> _WRITTEN EXERCISE_: Answer with one number: how many lines hold the string "code".

** start of AVAILABLE DATA **

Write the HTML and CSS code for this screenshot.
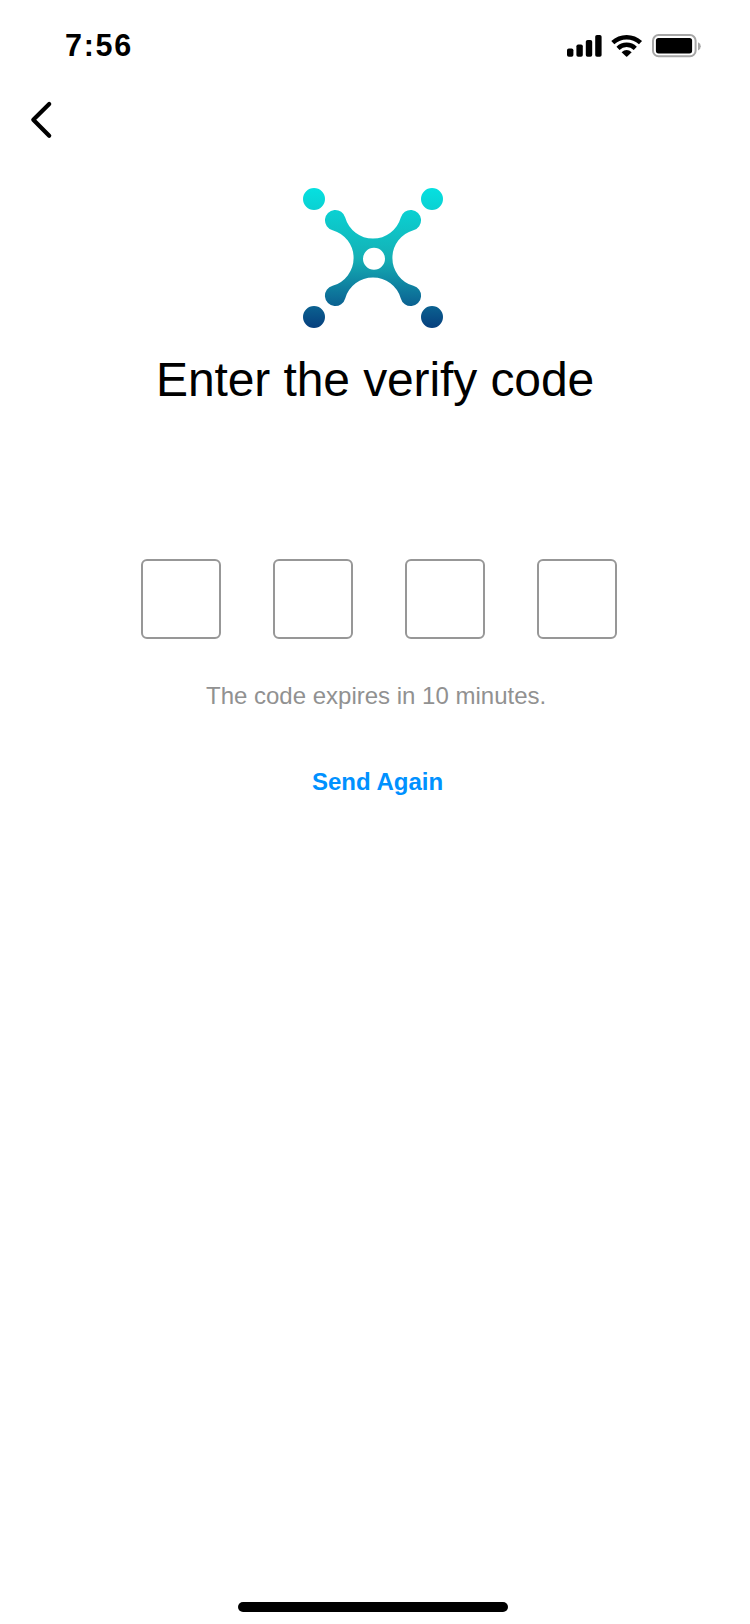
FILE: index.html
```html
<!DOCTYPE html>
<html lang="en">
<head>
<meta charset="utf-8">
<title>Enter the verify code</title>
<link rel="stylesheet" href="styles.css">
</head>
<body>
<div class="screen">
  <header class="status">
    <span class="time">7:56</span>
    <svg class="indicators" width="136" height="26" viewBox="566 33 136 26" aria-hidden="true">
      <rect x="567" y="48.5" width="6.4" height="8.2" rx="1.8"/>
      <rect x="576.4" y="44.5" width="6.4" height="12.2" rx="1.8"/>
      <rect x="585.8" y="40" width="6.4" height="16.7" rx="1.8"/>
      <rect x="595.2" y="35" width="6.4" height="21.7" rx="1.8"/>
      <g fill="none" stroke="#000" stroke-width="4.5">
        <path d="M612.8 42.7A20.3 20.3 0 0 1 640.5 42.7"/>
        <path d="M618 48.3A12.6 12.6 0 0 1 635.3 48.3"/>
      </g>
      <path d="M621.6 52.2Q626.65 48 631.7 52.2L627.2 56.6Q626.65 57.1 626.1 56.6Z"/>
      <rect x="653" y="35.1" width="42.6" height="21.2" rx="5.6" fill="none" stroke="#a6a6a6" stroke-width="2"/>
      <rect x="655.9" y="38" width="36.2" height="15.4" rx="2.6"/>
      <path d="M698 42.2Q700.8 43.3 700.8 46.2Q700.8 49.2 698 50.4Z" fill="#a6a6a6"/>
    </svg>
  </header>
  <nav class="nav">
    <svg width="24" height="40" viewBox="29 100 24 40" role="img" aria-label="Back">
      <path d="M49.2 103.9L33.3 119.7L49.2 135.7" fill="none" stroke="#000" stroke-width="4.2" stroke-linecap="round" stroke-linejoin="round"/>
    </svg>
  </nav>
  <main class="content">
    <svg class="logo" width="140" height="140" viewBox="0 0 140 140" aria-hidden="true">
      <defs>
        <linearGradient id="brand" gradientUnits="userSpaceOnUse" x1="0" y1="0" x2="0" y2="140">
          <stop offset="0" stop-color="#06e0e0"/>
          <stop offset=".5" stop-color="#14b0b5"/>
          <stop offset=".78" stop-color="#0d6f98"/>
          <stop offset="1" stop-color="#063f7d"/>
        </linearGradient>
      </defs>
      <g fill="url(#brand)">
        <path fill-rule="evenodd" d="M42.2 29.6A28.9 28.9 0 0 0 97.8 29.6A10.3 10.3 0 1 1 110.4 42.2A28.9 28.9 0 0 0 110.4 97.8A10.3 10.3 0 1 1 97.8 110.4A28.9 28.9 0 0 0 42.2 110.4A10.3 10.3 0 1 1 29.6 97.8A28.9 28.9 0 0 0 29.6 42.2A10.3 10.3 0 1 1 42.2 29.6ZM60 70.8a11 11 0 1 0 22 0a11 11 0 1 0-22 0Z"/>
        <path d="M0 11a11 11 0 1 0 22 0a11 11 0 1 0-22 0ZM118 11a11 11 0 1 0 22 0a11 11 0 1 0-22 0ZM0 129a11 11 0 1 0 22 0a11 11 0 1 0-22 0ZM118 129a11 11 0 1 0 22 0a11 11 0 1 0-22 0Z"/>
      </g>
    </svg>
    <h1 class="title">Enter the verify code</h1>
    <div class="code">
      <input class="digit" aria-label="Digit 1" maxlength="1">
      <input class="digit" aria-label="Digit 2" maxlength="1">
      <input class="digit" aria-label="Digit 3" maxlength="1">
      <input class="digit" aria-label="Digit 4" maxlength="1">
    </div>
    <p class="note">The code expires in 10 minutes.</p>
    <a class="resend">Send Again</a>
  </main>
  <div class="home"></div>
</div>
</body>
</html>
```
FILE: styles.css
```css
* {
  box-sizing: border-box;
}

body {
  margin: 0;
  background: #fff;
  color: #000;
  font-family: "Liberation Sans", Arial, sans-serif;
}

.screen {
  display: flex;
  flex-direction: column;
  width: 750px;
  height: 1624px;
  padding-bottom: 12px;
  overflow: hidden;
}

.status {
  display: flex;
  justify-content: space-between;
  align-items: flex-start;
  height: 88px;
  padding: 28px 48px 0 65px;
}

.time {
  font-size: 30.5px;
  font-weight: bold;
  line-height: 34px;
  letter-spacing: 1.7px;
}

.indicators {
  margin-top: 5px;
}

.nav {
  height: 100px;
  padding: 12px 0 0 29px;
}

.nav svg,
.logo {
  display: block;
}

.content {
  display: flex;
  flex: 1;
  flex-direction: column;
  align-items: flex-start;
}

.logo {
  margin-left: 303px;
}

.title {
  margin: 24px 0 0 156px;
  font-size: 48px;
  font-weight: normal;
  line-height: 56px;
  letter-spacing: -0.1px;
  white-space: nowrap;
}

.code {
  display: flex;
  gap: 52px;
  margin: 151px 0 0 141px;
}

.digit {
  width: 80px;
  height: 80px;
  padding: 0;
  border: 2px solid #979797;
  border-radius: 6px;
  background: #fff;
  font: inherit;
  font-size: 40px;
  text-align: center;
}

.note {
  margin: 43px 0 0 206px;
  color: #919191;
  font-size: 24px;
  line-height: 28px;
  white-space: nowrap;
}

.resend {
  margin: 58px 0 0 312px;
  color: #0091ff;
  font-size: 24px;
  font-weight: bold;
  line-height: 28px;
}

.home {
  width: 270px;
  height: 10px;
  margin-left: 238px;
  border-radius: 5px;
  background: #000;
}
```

** end of AVAILABLE DATA **

> _WRITTEN ANSWER_: 6